Someone just paid a LOT of money for some of John Lennon’s hair

Though it’s been nearly 40 years since John Lennon was assassinated outside his home in New York City, he’s remained iconic for both his work with the Beatles as well as his own solo career. In fact, the late musician is still so famous that someone was willing to shell out a whole lot of $$$ just to get a clip of his hair.

According to CNN, a single lock of Lennon’s hair was sold to one Paul Fraser, a citizen of the U.K., for a stunning $35,000 this week. Seller Heritage Auctions says Mr. Fraser is a well-known buyer of entertainment-related memorabilia.

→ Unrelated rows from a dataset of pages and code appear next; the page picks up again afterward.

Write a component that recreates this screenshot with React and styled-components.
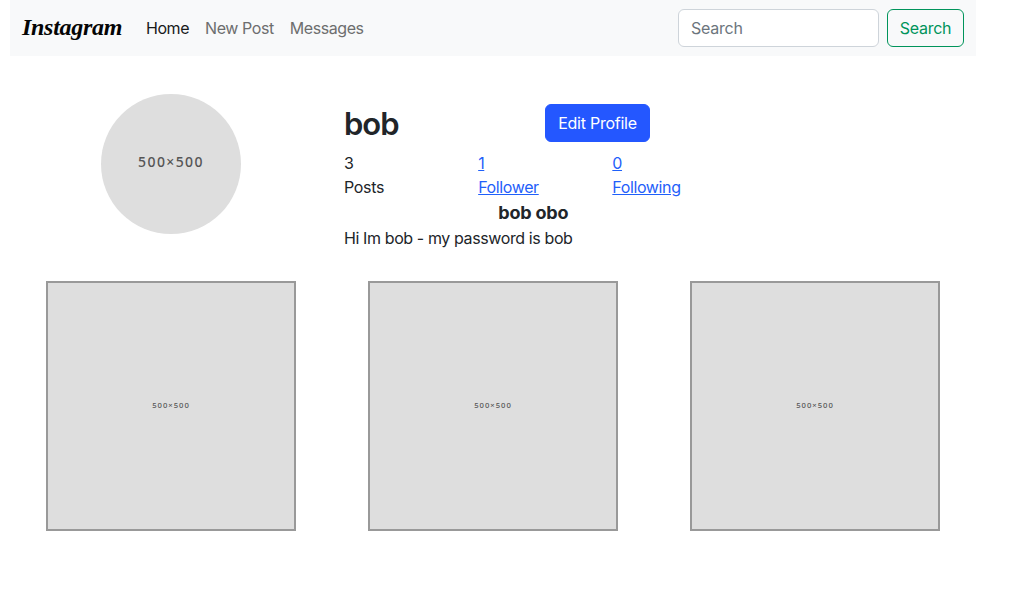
import React from "react";
import styled, { createGlobalStyle } from "styled-components";

const GlobalStyle = createGlobalStyle`
  *, *::before, *::after { box-sizing: border-box; }
  body {
    margin: 0;
    background: #fff;
    color: #212529;
    font: 400 16px/24px Inter, "Liberation Sans", sans-serif;
    letter-spacing: -0.32px;
  }
  h1, h2, p { margin: 0; }
`;

const Container = styled.div`
  width: 966px;
  margin-left: 10px;
`;

const Navbar = styled.nav`
  height: 56px;
  padding: 0 12px;
  display: flex;
  align-items: center;
  background: #f8f9fa;
`;

const Brand = styled.a`
  width: 100px;
  height: 36px;
  margin-right: 16px;
  color: #050505;
  font: italic 700 24px/34px "Liberation Serif", serif;
  letter-spacing: -0.3px;
  white-space: nowrap;
`;

const NavLink = styled.a`
  padding: 8px;
  letter-spacing: -0.43px;
  color: ${(p) => (p.$active ? "#191a1a" : "#6d6e6e")};
`;

const SearchForm = styled.form`
  display: flex;
  gap: 8px;
  margin-left: auto;
`;

const SearchInput = styled.input`
  width: 201px;
  height: 38px;
  padding: 6px 12px;
  border: 1px solid #ced4da;
  border-radius: 6px;
  background: #fff;
  font: inherit;
  letter-spacing: -0.25px;
  &::placeholder { color: #6c757d; opacity: 1; }
`;

const Button = styled.button`
  width: ${(p) => p.$width};
  height: 38px;
  padding: 0;
  border: 1px solid ${(p) => (p.$primary ? "#2457ff" : "#00945b")};
  border-radius: 6px;
  background: ${(p) => (p.$primary ? "#2457ff" : "transparent")};
  color: ${(p) => (p.$primary ? "#fff" : "#00945b")};
  font: inherit;
  letter-spacing: -0.25px;
  white-space: nowrap;
`;

const Profile = styled.section`
  display: grid;
  grid-template-columns: 322px 402.5px;
  margin-top: 37.5px;
  height: 187.5px;
`;

const Avatar = styled.div`
  width: 140px;
  height: 140px;
  margin: 0 auto;
  border-radius: 50%;
  background: #dedede;
  display: flex;
  align-items: center;
  justify-content: center;
  padding-bottom: 4px;
  color: #555;
  font: 500 14px/20px "Noto Sans", sans-serif;
  letter-spacing: 1.4px;
`;

const Details = styled.div`
  padding: 10.5px 12px 0;
`;

const Heading = styled.div`
  display: grid;
  grid-template-columns: 201px 1fr;
  height: 47px;
`;

const Username = styled.h1`
  padding-top: 1px;
  font-size: 31px;
  font-weight: 600;
  line-height: 38px;
  letter-spacing: -1px;
`;

const Stats = styled.div`
  display: grid;
  grid-template-columns: repeat(3, 134.17px);
`;

const Stat = styled.div`
  display: flex;
  flex-direction: column;
  align-items: flex-start;
  letter-spacing: ${(p) => (p.$link ? "-0.38px" : "-0.32px")};
  color: ${(p) => (p.$link ? "#1f60fa" : "inherit")};
  text-decoration: ${(p) => (p.$link ? "underline" : "none")};
`;

const FullName = styled.h2`
  padding-top: 2px;
  font-size: 18px;
  font-weight: 700;
  line-height: 24px;
  text-align: center;
  letter-spacing: -0.2px;
`;

const Bio = styled.p`
  padding-top: 1px;
  letter-spacing: -0.39px;
`;

const Posts = styled.main`
  display: grid;
  grid-template-columns: repeat(3, 322px);
  justify-items: center;
`;

const Post = styled.div`
  width: 250px;
  height: 250px;
  border: 2px solid #999;
  background: #dedede;
  display: flex;
  align-items: center;
  justify-content: center;
  padding-bottom: 2px;
  color: #555;
  font: 500 7.7px/10px "Noto Sans", sans-serif;
  letter-spacing: 0.98px;
`;

export default function App() {
  return (
    <>
      <GlobalStyle />
      <Container>
        <Navbar>
          <Brand>Instagram</Brand>
          <NavLink $active>Home</NavLink>
          <NavLink>New Post</NavLink>
          <NavLink>Messages</NavLink>
          <SearchForm>
            <SearchInput placeholder="Search" />
            <Button type="button" $width="77px">Search</Button>
          </SearchForm>
        </Navbar>
        <Profile>
          <Avatar>500×500</Avatar>
          <Details>
            <Heading>
              <Username>bob</Username>
              <Button type="button" $primary $width="105px">Edit Profile</Button>
            </Heading>
            <Stats>
              <Stat><span>3</span><span>Posts</span></Stat>
              <Stat $link><span>1</span><span>Follower</span></Stat>
              <Stat $link><span>0</span><span>Following</span></Stat>
            </Stats>
            <FullName>bob obo</FullName>
            <Bio>Hi Im bob - my password is bob</Bio>
          </Details>
        </Profile>
        <Posts>
          <Post>500×500</Post>
          <Post>500×500</Post>
          <Post>500×500</Post>
        </Posts>
      </Container>
    </>
  );
}
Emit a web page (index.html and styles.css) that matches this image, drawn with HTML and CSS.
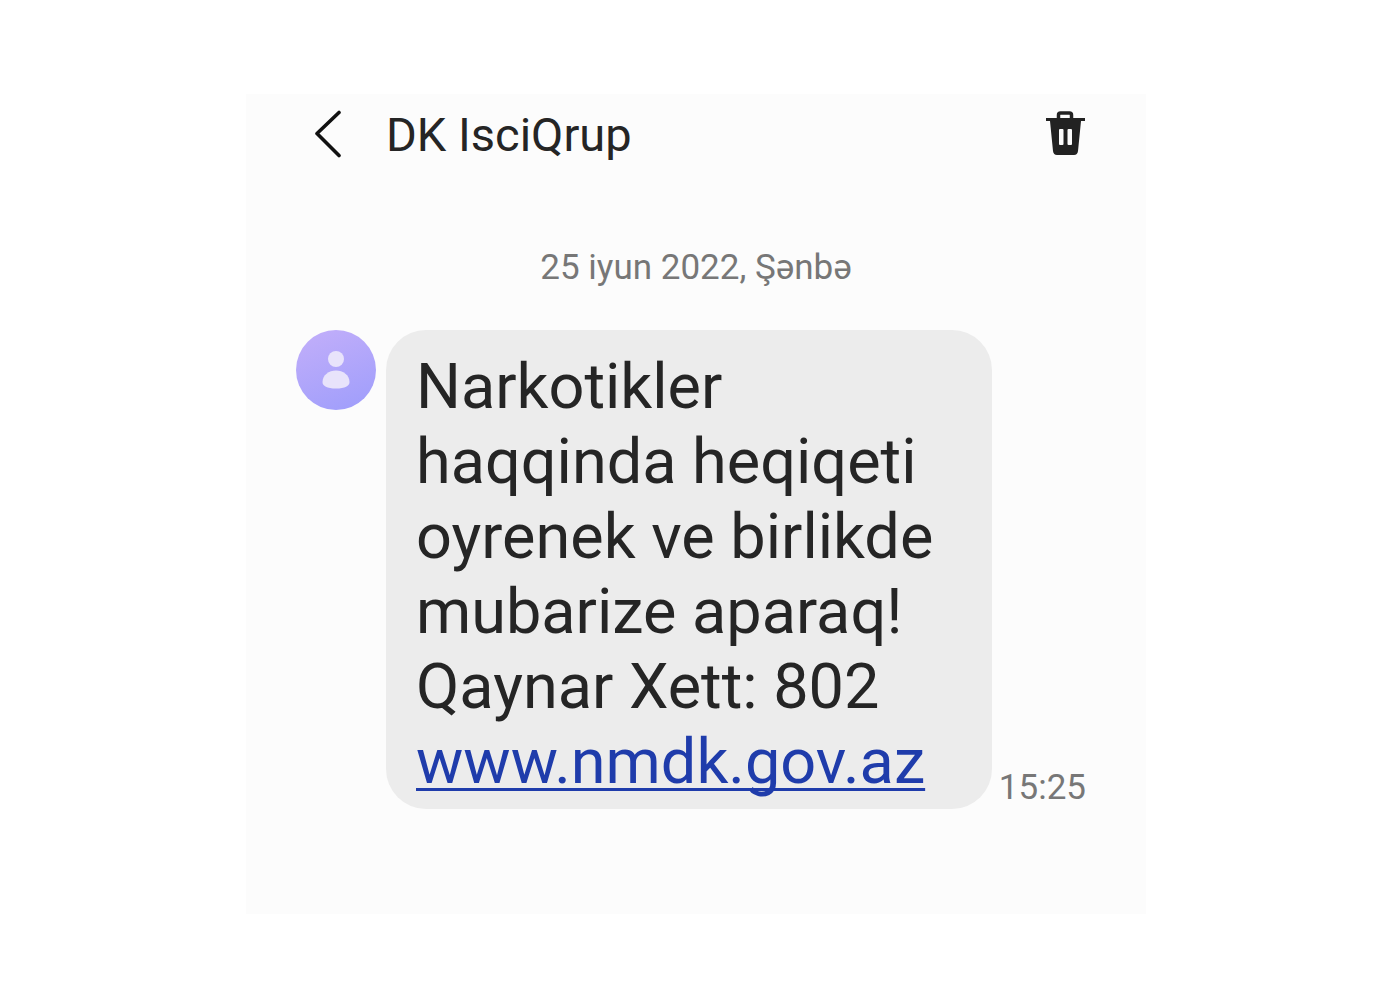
FILE: index.html
```html
<!DOCTYPE html>
<html lang="az">
<head>
  <meta charset="UTF-8">
  <meta name="viewport" content="width=device-width, initial-scale=1.0">
  <title>DK IsciQrup</title>
  <link rel="stylesheet" href="styles.css">
</head>
<body>
  <main class="chat">
    <header class="chat-header">
      <button type="button" class="icon-button" aria-label="Geri">
        <svg width="30" height="50" viewBox="0 0 30 50" fill="none" stroke="#111" stroke-width="3.6" stroke-linecap="round" stroke-linejoin="round">
          <path d="M26 2.500 L4 23.500 L26 45.500"/>
        </svg>
      </button>
      <h1 class="chat-title">DK IsciQrup</h1>
      <button type="button" class="icon-button" aria-label="Sil">
        <svg width="40" height="50" viewBox="0 0 40 50">
          <path d="M12.500 9 V5 Q12.500 3 14.500 3 H23.500 Q25.500 3 25.500 5 V9" fill="none" stroke="#222" stroke-width="3.500"/>
          <path d="M0 8 H39 V11 H35 L32 41 Q31.500 45 28 45 H11 Q7.500 45 7 41 L4 11 H0 Z" fill="#222"/>
          <rect x="13" y="19" width="4.500" height="16" rx="1" fill="#fcfcfc"/>
          <rect x="21.500" y="19" width="4.500" height="16" rx="1" fill="#fcfcfc"/>
        </svg>
      </button>
    </header>
    <p class="chat-date">25 iyun 2022, Şənbə</p>
    <div class="message">
      <svg class="avatar" viewBox="0 0 80 80" aria-hidden="true">
        <defs>
          <linearGradient id="avatarFill" x1="0.2" y1="0" x2="0.6" y2="1">
            <stop offset="0" stop-color="#c1aefa"/>
            <stop offset="1" stop-color="#a29ffb"/>
          </linearGradient>
        </defs>
        <circle cx="40" cy="40" r="40" fill="url(#avatarFill)"/>
        <circle cx="40" cy="29" r="8" fill="#e8e3fb"/>
        <path d="M26.500 52 C26.500 45 33 40.500 40 40.500 S53.500 45 53.500 52 C53.500 56 49 58.500 40 58.500 S26.500 56 26.500 52 Z" fill="#e8e3fb"/>
      </svg>
      <div class="bubble">
        <p>Narkotikler haqqinda heqiqeti oyrenek ve birlikde mubarize aparaq!</p>
        <p>Qaynar Xett: 802</p>
        <p><a href="#">www.nmdk.gov.az</a></p>
      </div>
      <time class="message-time" datetime="2022-06-25T15:25">15:25</time>
    </div>
  </main>
</body>
</html>
```
FILE: styles.css
```css
* {
  box-sizing: border-box;
  margin: 0;
}

body {
  min-height: 100vh;
  display: flex;
  align-items: center;
  justify-content: center;
  background-color: #fff;
  font-family: Roboto, sans-serif;
  color: #252525;
}

.chat {
  width: 100%;
  max-width: 900px;
  padding: 13px 60px 105px 50px;
  background-color: #fcfcfc;
}

.chat-header {
  display: flex;
  align-items: center;
  padding-left: 17px;
}

.icon-button {
  display: flex;
  padding: 0;
  border: none;
  background: none;
  cursor: pointer;
}

.chat-title {
  flex: 1;
  margin-left: 43px;
  font-size: 47px;
  line-height: 56px;
  font-weight: 400;
}

.chat-date {
  margin-top: 83px;
  padding-left: 10px;
  font-size: 35px;
  line-height: 44px;
  text-align: center;
  color: #777;
}

.message {
  display: flex;
  align-items: flex-start;
  margin-top: 40px;
}

.avatar {
  flex: none;
  width: 80px;
  height: 80px;
  margin-right: 10px;
}

.bubble {
  flex: 1;
  padding: 19px 30px 10px;
  border-radius: 40px;
  background-color: #ececec;
  font-size: 63px;
  line-height: 75px;
}

.bubble a {
  color: #1f3cab;
  text-decoration: underline;
  text-decoration-thickness: 3px;
  text-decoration-skip-ink: none;
  text-underline-offset: 5px;
}

.message-time {
  align-self: flex-end;
  margin-left: 7px;
  font-size: 35px;
  line-height: 42px;
  color: #777;
}
```
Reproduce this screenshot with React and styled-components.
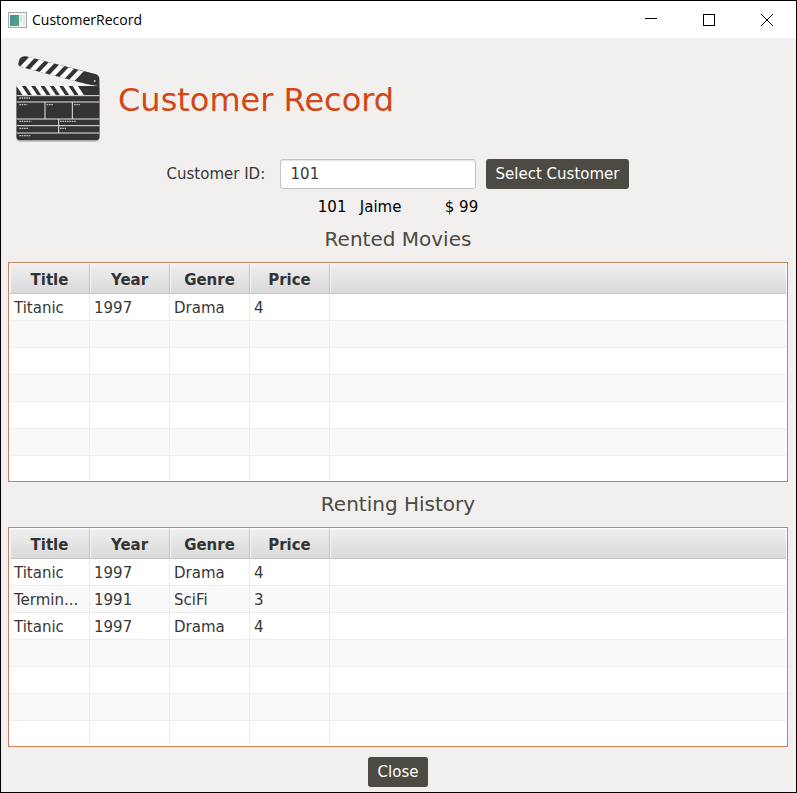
import React from "react";
import styled, { createGlobalStyle } from "styled-components";

const GlobalStyle = createGlobalStyle`
  *, *::before, *::after { box-sizing: border-box; }
  body {
    margin: 0;
    font-family: "DejaVu Sans", Verdana, sans-serif;
    font-size: 15px;
    line-height: 20px;
    color: #383838;
  }
`;

const Window = styled.div`
  display: flex;
  flex-direction: column;
  min-height: 100vh;
  border: 1px solid #000;
  background: #f1f0ee;
`;

const TitleBar = styled.header`
  display: flex;
  align-items: center;
  height: 37px;
  padding-left: 7px;
  background: #fff;
  color: #000;
  font-family: "Open Sans", sans-serif;
  font-size: 14px;
`;

const WindowTitle = styled.span`
  flex: 1;
  margin-left: 5px;
`;

const CaptionButton = styled.button`
  display: flex;
  align-items: center;
  justify-content: center;
  width: 58px;
  height: 37px;
  padding: 0;
  border: 0;
  background: transparent;
  color: #000;
`;

const Content = styled.main`
  display: flex;
  flex-direction: column;
  flex: 1;
  padding: 16px 8px 5px 7px;
`;

const Banner = styled.div`
  display: flex;
  align-items: center;
  gap: 16px;
  padding-left: 6px;
`;

const PageTitle = styled.h1`
  margin: 2px 0 0;
  color: #d34615;
  font-size: 32px;
  font-weight: 400;
  line-height: 40px;
`;

const SearchForm = styled.form`
  display: flex;
  align-items: center;
  justify-content: center;
  gap: 10px;
  margin-top: 15px;
`;

const FieldLabel = styled.label`
  width: 103px;
  white-space: nowrap;
`;

const TextField = styled.input`
  width: 196px;
  height: 30px;
  padding: 0 10px;
  border: 1px solid #c4c3c1;
  border-radius: 3px;
  background: #fff;
  box-shadow: inset 0 1px 1px #e4e4e4;
  color: #383838;
  font: inherit;
`;

const Button = styled.button`
  height: 30px;
  padding: 0 10px;
  border: 0;
  border-radius: 3px;
  background: #4c4a42;
  color: #fff;
  font: inherit;
  white-space: nowrap;
`;

const Summary = styled.div`
  display: grid;
  grid-template-columns: 42px 85px auto;
  justify-content: center;
  margin-top: 8px;
  color: #000;
`;

const SectionTitle = styled.h2`
  margin: 10px 0;
  color: #4c4a42;
  font-size: 20px;
  font-weight: 400;
  line-height: 25px;
  text-align: center;
`;

const TableFrame = styled.div`
  padding: 1px;
  border: 1px solid #cf7f5f;
  background: #fff;
`;

const Table = styled.table`
  width: 100%;
  table-layout: fixed;
  border-collapse: separate;
  border-spacing: 0;
`;

const Column = styled.col`
  width: ${(p) => (p.$filler ? "auto" : "80px")};
`;

const HeadRow = styled.tr`
  background: linear-gradient(#efefef, #d9d9d9);
`;

const HeadCell = styled.th`
  height: 30px;
  padding: 2px 0 0;
  border-right: ${(p) => (p.$filler ? "0" : "1px solid #c4c4c4")};
  border-bottom: 1px solid #c4c4c4;
  box-shadow: inset 1px 1px 0 #f6f6f6;
  color: #333;
`;

const BodyRow = styled.tr`
  height: 27px;
  background: #fff;
  &:nth-child(even) { background: #f9f9f9; }
  &:last-child { height: 24px; }
`;

const Cell = styled.td`
  overflow: hidden;
  padding: 2px 4px 0;
  border-right: ${(p) => (p.$filler ? "0" : "1px solid #ededed")};
  border-bottom: 1px solid #ededed;
  text-overflow: ellipsis;
  white-space: nowrap;
  ${BodyRow}:last-child & { border-bottom: 0; }
`;

const Footer = styled.footer`
  display: flex;
  justify-content: center;
  margin-top: 10px;
`;

function AppIcon() {
  return (
    <svg width="19" height="16" viewBox="0 0 19 16" aria-hidden="true">
      <defs>
        <linearGradient id="screen" x1="0" y1="0" x2="1" y2="1">
          <stop offset="0" stopColor="#4a86a8" />
          <stop offset="1" stopColor="#4fae6c" />
        </linearGradient>
      </defs>
      <rect x="0.5" y="0.5" width="18" height="15" fill="#f4f6f7" stroke="#a4acb2" />
      <rect x="2" y="3" width="9" height="11" fill="url(#screen)" />
      <rect x="12" y="3" width="2" height="7" fill="#d5dadd" />
      <rect x="15" y="3" width="2" height="11" fill="#e2e6e8" />
    </svg>
  );
}

function Clapperboard() {
  const armStripes = [88, 118, 147, 177, 206, 235];
  const bodyStripes = [49, 77, 105, 133, 161, 189, 217];
  return (
    <svg width="88" height="90" viewBox="42 162 264 270" aria-hidden="true">
      <defs>
        <clipPath id="arm">
          <path d="M55 190Q58 166 78 169L286 222Q299 226 299 240V259L262 253L60 200Q54 197 55 190Z" />
        </clipPath>
        <clipPath id="body">
          <path d="M49 258H299V408Q299 421 286 421H62Q49 421 49 408Z" />
        </clipPath>
      </defs>
      <path d="M48 265H300V410Q299 425 284 425H64Q48 425 48 410Z" fill="#b4b3b1" />
      <g clipPath="url(#arm)">
        <rect x="49" y="160" width="255" height="105" fill="#333" />
        {armStripes.map((x, i) => {
          const y = 170 + i * 8;
          return <path key={x} d={`M${x} ${y}l16 4l-34 36l-16 -4Z`} fill="#fff" />;
        })}
      </g>
      <g clipPath="url(#body)">
        <rect x="48" y="257" width="252" height="166" fill="#333" />
        {bodyStripes.map((x) => (
          <path key={x} d={`M${x} 257h16l19 29h-16Z`} fill="#fff" />
        ))}
        <g stroke="#e8e8e8" strokeWidth="3">
          <path d="M48 287H300M48 306H300M48 357H300M48 377H300M48 399H300M135 306V357M217 306V357M176 357V399" fill="none" />
        </g>
        <g stroke="#bdbdbd" strokeWidth="4" strokeDasharray="5 2" fill="none">
          <path d="M58 294H90M58 314H82M140 314H160M222 314H240M58 364H94M180 364H227M58 385H84M180 385H198M58 407H91" />
        </g>
      </g>
      <circle cx="284" cy="243" r="3" fill="#c8c8c8" />
    </svg>
  );
}

function MovieTable({ label, movies, rowCount }) {
  const rows = Array.from({ length: rowCount }, (_, i) => movies[i] || ["", "", "", ""]);
  return (
    <TableFrame>
      <Table aria-label={label}>
        <colgroup>
          <Column /><Column /><Column /><Column /><Column $filler />
        </colgroup>
        <thead>
          <HeadRow>
            {["Title", "Year", "Genre", "Price"].map((name) => (
              <HeadCell key={name} scope="col">{name}</HeadCell>
            ))}
            <HeadCell $filler />
          </HeadRow>
        </thead>
        <tbody>
          {rows.map((row, i) => (
            <BodyRow key={i}>
              {row.map((value, c) => <Cell key={c}>{value}</Cell>)}
              <Cell $filler />
            </BodyRow>
          ))}
        </tbody>
      </Table>
    </TableFrame>
  );
}

const rented = [["Titanic", "1997", "Drama", "4"]];
const history = [
  ["Titanic", "1997", "Drama", "4"],
  ["Termin...", "1991", "SciFi", "3"],
  ["Titanic", "1997", "Drama", "4"],
];

export default function App() {
  return (
    <Window>
      <GlobalStyle />
      <TitleBar>
        <AppIcon />
        <WindowTitle>CustomerRecord</WindowTitle>
        <CaptionButton aria-label="Minimize">
          <svg width="12" height="12"><path d="M0 4.5H12" stroke="currentColor" /></svg>
        </CaptionButton>
        <CaptionButton aria-label="Maximize">
          <svg width="12" height="12"><rect x="0.5" y="0.5" width="11" height="11" fill="none" stroke="currentColor" /></svg>
        </CaptionButton>
        <CaptionButton aria-label="Close window">
          <svg width="12" height="12"><path d="M0 0L12 12M12 0L0 12" stroke="currentColor" /></svg>
        </CaptionButton>
      </TitleBar>
      <Content>
        <Banner>
          <Clapperboard />
          <PageTitle>Customer Record</PageTitle>
        </Banner>
        <SearchForm onSubmit={(e) => e.preventDefault()}>
          <FieldLabel htmlFor="customer-id">Customer ID:</FieldLabel>
          <TextField id="customer-id" defaultValue="101" />
          <Button type="submit">Select Customer</Button>
        </SearchForm>
        <Summary>
          <span>101</span>
          <span>Jaime</span>
          <span>$ 99</span>
        </Summary>
        <SectionTitle>Rented Movies</SectionTitle>
        <MovieTable label="Rented Movies" movies={rented} rowCount={7} />
        <SectionTitle>Renting History</SectionTitle>
        <MovieTable label="Renting History" movies={history} rowCount={7} />
        <Footer>
          <Button type="button">Close</Button>
        </Footer>
      </Content>
    </Window>
  );
}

“This is the largest lock of John Lennon’s hair ever offered at auction,” Director of music memorabilia Garry Shrum told CNN. “And this world-record price is a lasting testament to the world’s more than 50-year love affair and fascination with Lennon and the Beatles.”

You may ask, how does one even come by a lock of a long-dead musician’s hair? Well, the lock’s history goes way, way back to 1966 when Lennon appeared in How I Won The War, a dark comedy about British soldiers bumbling through World War II. In preparation for the role, Lennon had to cut his hair. His hairdresser, Klaus Baruck, held onto at least one of the many locks of hair he cut and even made appearances on British television to share the story of his brush with fame (pun ABSOLUTELY intended).

What’s more, this is not even the first time a lock of Lennon’s hair has gone for big bucks. Back in 2007, a lock of his hair sold at auction for a whopping $48,000, though that’s nothing compared to the record-setting $115,000 paid for a lock of Elvis Presley’s hair in 2002. Meanwhile, an anonymous Rolling Stones fan purchased a lock of Mick Jagger’s hair for $6,100 in 2013, a number barely eclipsed by the 1994 purchase of a lock of 19th century composer Ludwig Van Beethoven’s hair for $7,300.

The moral of the story: If you’re famous, watch your back around hairdressers. You never know when someone will hold onto your hair for a rainy day!